If a StandardScaler is provided, it is used to perform the normalization. Otherwise, a StandardScaler is first fit to the features in this dataset and is then used to perform the normalization.

Parameters
  • scaler – A fitted StandardScaler. If it is provided it is used, otherwise a new StandardScaler is first fitted to this data and is then used.

  • replace_nan_token – A token to use to replace NaN entries in the features.

  • scale_atom_descriptors – If the features that need to be scaled are atom features rather than molecule.

  • scale_bond_features – If the features that need to be scaled are bond descriptors rather than molecule.

Returns

A fitted StandardScaler. If a StandardScaler is provided as a parameter, this is the same StandardScaler. Otherwise, this is a new StandardScaler that has been fit on this dataset.

normalize_targets() chemprop.data.scaler.StandardScaler[source]

Normalizes the targets of the dataset using a StandardScaler.

The StandardScaler subtracts the mean and divides by the standard deviation for each task independently.

This should only be used for regression datasets.

Returns

A StandardScaler fitted to the targets.

num_tasks() int[source]

Returns the number of prediction tasks.

Returns

The number of tasks.

property number_of_molecules: int

Gets the number of molecules in each MoleculeDatapoint.

Returns

The number of molecules.

phase_features() List[numpy.ndarray][source]

Returns the phase features associated with each molecule (if they exist).

Returns

A list of 1D numpy arrays containing the phase features for each molecule or None if there are no features.

reset_features_and_targets() None[source]

Resets the features (atom, bond, and molecule) and targets to their raw values.

set_targets(targets: List[List[Optional[float]]]) None[source]

Sets the targets for each molecule in the dataset. Assumes the targets are aligned with the datapoints.

Parameters

targets – A list of lists of floats (or None) containing targets for each molecule. This must be the same length as the underlying dataset.

smiles(flatten: bool = False) Union[List[str], List[List[str]]][source]
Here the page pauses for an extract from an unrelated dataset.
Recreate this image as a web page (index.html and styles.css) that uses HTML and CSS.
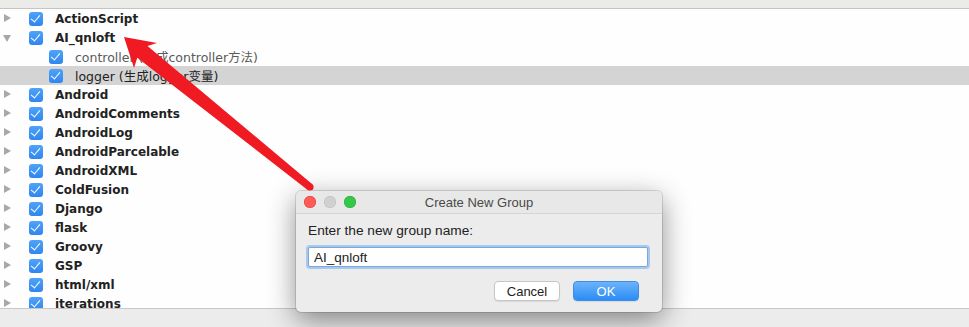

Returns a list containing the SMILES list associated with each MoleculeDatapoint.

Parameters

flatten – Whether to flatten the returned SMILES to a list instead of a list of lists.

Returns

A list of SMILES or a list of lists of SMILES, depending on flatten.

targets() List[List[Optional[float]]][source]

Returns the targets associated with each molecule.

Returns

A list of lists of floats (or None) containing the targets.

class chemprop.data.data.MoleculeSampler(dataset: chemprop.data.data.MoleculeDataset, class_balance: bool = False, shuffle: bool = False, seed: int = 0)[source]

A MoleculeSampler samples data from a MoleculeDataset for a MoleculeDataLoader.

Parameters
  • class_balance – Whether to perform class balancing (i.e., use an equal number of positive and negative molecules). Set shuffle to True in order to get a random subset of the larger class.

  • shuffle – Whether to shuffle the data.

  • seed – Random seed. Only needed if shuffle is True.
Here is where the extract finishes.